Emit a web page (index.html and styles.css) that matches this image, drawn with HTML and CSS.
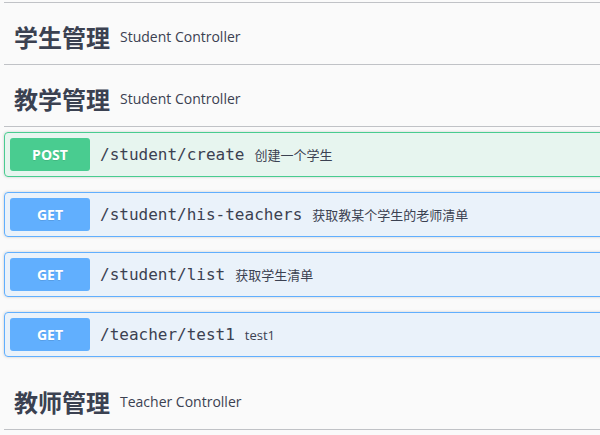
FILE: index.html
```html
<!DOCTYPE html>
<html lang="zh">
<head>
<meta charset="utf-8">
<link rel="stylesheet" href="styles.css">
</head>
<body>
<div class="wrapper">
  <section class="tag-section">
    <h4 class="tag"><span class="tag-name">学生管理</span><small class="tag-desc">Student Controller</small></h4>
  </section>
  <section class="tag-section">
    <h4 class="tag"><span class="tag-name">教学管理</span><small class="tag-desc">Student Controller</small></h4>
    <div class="ops">
      <div class="opblock post">
        <span class="method">POST</span>
        <span class="path">/student/create</span>
        <span class="desc">创建一个学生</span>
      </div>
      <div class="opblock get">
        <span class="method">GET</span>
        <span class="path">/student/his-teachers</span>
        <span class="desc">获取教某个学生的老师清单</span>
      </div>
      <div class="opblock get">
        <span class="method">GET</span>
        <span class="path">/student/list</span>
        <span class="desc">获取学生清单</span>
      </div>
      <div class="opblock get">
        <span class="method">GET</span>
        <span class="path">/teacher/test1</span>
        <span class="desc">test1</span>
      </div>
    </div>
  </section>
  <section class="tag-section">
    <h4 class="tag"><span class="tag-name">教师管理</span><small class="tag-desc">Teacher Controller</small></h4>
  </section>
</div>
</body>
</html>
```
FILE: styles.css
```css
html, body {
  margin: 0;
  padding: 0;
  background: #fafafa;
  overflow: hidden;
}
body {
  font-family: "Open Sans", "Noto Sans CJK SC", sans-serif;
  color: #3b4151;
}
.wrapper {
  width: 640px;
  margin-left: 4px;
  border-top: 1px solid rgba(59, 65, 81, 0.3);
  margin-top: 2px;
}
.tag {
  display: flex;
  align-items: center;
  height: 36px;
  margin: 5px 0 0 0;
  padding: 10px 20px 10px 10px;
  border-bottom: 1px solid rgba(59, 65, 81, 0.3);
  font-weight: 700;
}
.tag-name {
  font-family: "Noto Sans CJK SC", sans-serif;
  font-size: 24px;
  font-weight: 700;
  line-height: 36px;
  color: #3b4151;
  position: relative;
  top: 1px;
}
.tag-desc {
  font-family: "Open Sans", sans-serif;
  font-size: 14px;
  font-weight: 400;
  padding: 0 10px;
  color: #3b4151;
}
.ops {
  padding-top: 5px;
}
.opblock {
  display: flex;
  align-items: center;
  padding: 5px;
  margin-bottom: 15px;
  border: 1px solid;
  border-radius: 4px;
  box-shadow: 0 0 3px rgba(0, 0, 0, 0.19);
}
.opblock:last-child {
  margin-bottom: 16px;
}
.opblock.post {
  background: rgba(73, 204, 144, 0.1);
  border-color: #49cc90;
}
.opblock.get {
  background: rgba(97, 175, 254, 0.1);
  border-color: #61affe;
}
.method {
  box-sizing: border-box;
  width: 80px;
  height: 33px;
  display: flex;
  align-items: center;
  justify-content: center;
  border-radius: 3px;
  color: #fff;
  font-family: "Open Sans", sans-serif;
  font-size: 14px;
  font-weight: 700;
  text-shadow: 0 1px 0 rgba(0, 0, 0, 0.1);
}
.post .method { background: #49cc90; }
.get .method { background: #61affe; }
.path {
  font-family: "DejaVu Sans Mono", monospace;
  font-size: 16px;
  font-weight: 400;
  padding: 0 10px;
  color: #3b4151;
}
.desc {
  font-family: "Open Sans", "Noto Sans CJK SC", sans-serif;
  font-size: 13px;
  color: #3b4151;
}
```
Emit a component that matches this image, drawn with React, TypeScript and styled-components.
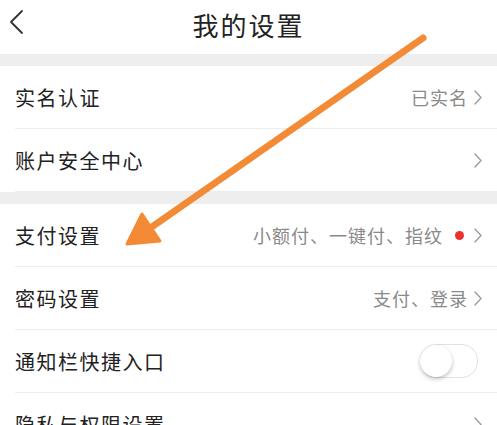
-=-=-
■ **Work to complete**:
Reproduce each entry precisely, dropping only the pictures.

■ **Exercise solution**:
Emit a web page (index.html and styles.css) that matches this image, drawn with HTML and CSS.
FILE: index.html
```html
<!DOCTYPE html>
<html lang="zh">
<head>
<meta charset="utf-8">
<link rel="stylesheet" href="styles.css">
</head>
<body>
<div class="wrapper">
  <section class="tag-section">
    <h4 class="tag"><span class="tag-name">学生管理</span><small class="tag-desc">Student Controller</small></h4>
  </section>
  <section class="tag-section">
    <h4 class="tag"><span class="tag-name">教学管理</span><small class="tag-desc">Student Controller</small></h4>
    <div class="ops">
      <div class="opblock post">
        <span class="method">POST</span>
        <span class="path">/student/create</span>
        <span class="desc">创建一个学生</span>
      </div>
      <div class="opblock get">
        <span class="method">GET</span>
        <span class="path">/student/his-teachers</span>
        <span class="desc">获取教某个学生的老师清单</span>
      </div>
      <div class="opblock get">
        <span class="method">GET</span>
        <span class="path">/student/list</span>
        <span class="desc">获取学生清单</span>
      </div>
      <div class="opblock get">
        <span class="method">GET</span>
        <span class="path">/teacher/test1</span>
        <span class="desc">test1</span>
      </div>
    </div>
  </section>
  <section class="tag-section">
    <h4 class="tag"><span class="tag-name">教师管理</span><small class="tag-desc">Teacher Controller</small></h4>
  </section>
</div>
</body>
</html>
```
FILE: styles.css
```css
html, body {
  margin: 0;
  padding: 0;
  background: #fafafa;
  overflow: hidden;
}
body {
  font-family: "Open Sans", "Noto Sans CJK SC", sans-serif;
  color: #3b4151;
}
.wrapper {
  width: 640px;
  margin-left: 4px;
  border-top: 1px solid rgba(59, 65, 81, 0.3);
  margin-top: 2px;
}
.tag {
  display: flex;
  align-items: center;
  height: 36px;
  margin: 5px 0 0 0;
  padding: 10px 20px 10px 10px;
  border-bottom: 1px solid rgba(59, 65, 81, 0.3);
  font-weight: 700;
}
.tag-name {
  font-family: "Noto Sans CJK SC", sans-serif;
  font-size: 24px;
  font-weight: 700;
  line-height: 36px;
  color: #3b4151;
  position: relative;
  top: 1px;
}
.tag-desc {
  font-family: "Open Sans", sans-serif;
  font-size: 14px;
  font-weight: 400;
  padding: 0 10px;
  color: #3b4151;
}
.ops {
  padding-top: 5px;
}
.opblock {
  display: flex;
  align-items: center;
  padding: 5px;
  margin-bottom: 15px;
  border: 1px solid;
  border-radius: 4px;
  box-shadow: 0 0 3px rgba(0, 0, 0, 0.19);
}
.opblock:last-child {
  margin-bottom: 16px;
}
.opblock.post {
  background: rgba(73, 204, 144, 0.1);
  border-color: #49cc90;
}
.opblock.get {
  background: rgba(97, 175, 254, 0.1);
  border-color: #61affe;
}
.method {
  box-sizing: border-box;
  width: 80px;
  height: 33px;
  display: flex;
  align-items: center;
  justify-content: center;
  border-radius: 3px;
  color: #fff;
  font-family: "Open Sans", sans-serif;
  font-size: 14px;
  font-weight: 700;
  text-shadow: 0 1px 0 rgba(0, 0, 0, 0.1);
}
.post .method { background: #49cc90; }
.get .method { background: #61affe; }
.path {
  font-family: "DejaVu Sans Mono", monospace;
  font-size: 16px;
  font-weight: 400;
  padding: 0 10px;
  color: #3b4151;
}
.desc {
  font-family: "Open Sans", "Noto Sans CJK SC", sans-serif;
  font-size: 13px;
  color: #3b4151;
}
```
Emit a component that matches this image, drawn with React, TypeScript and styled-components.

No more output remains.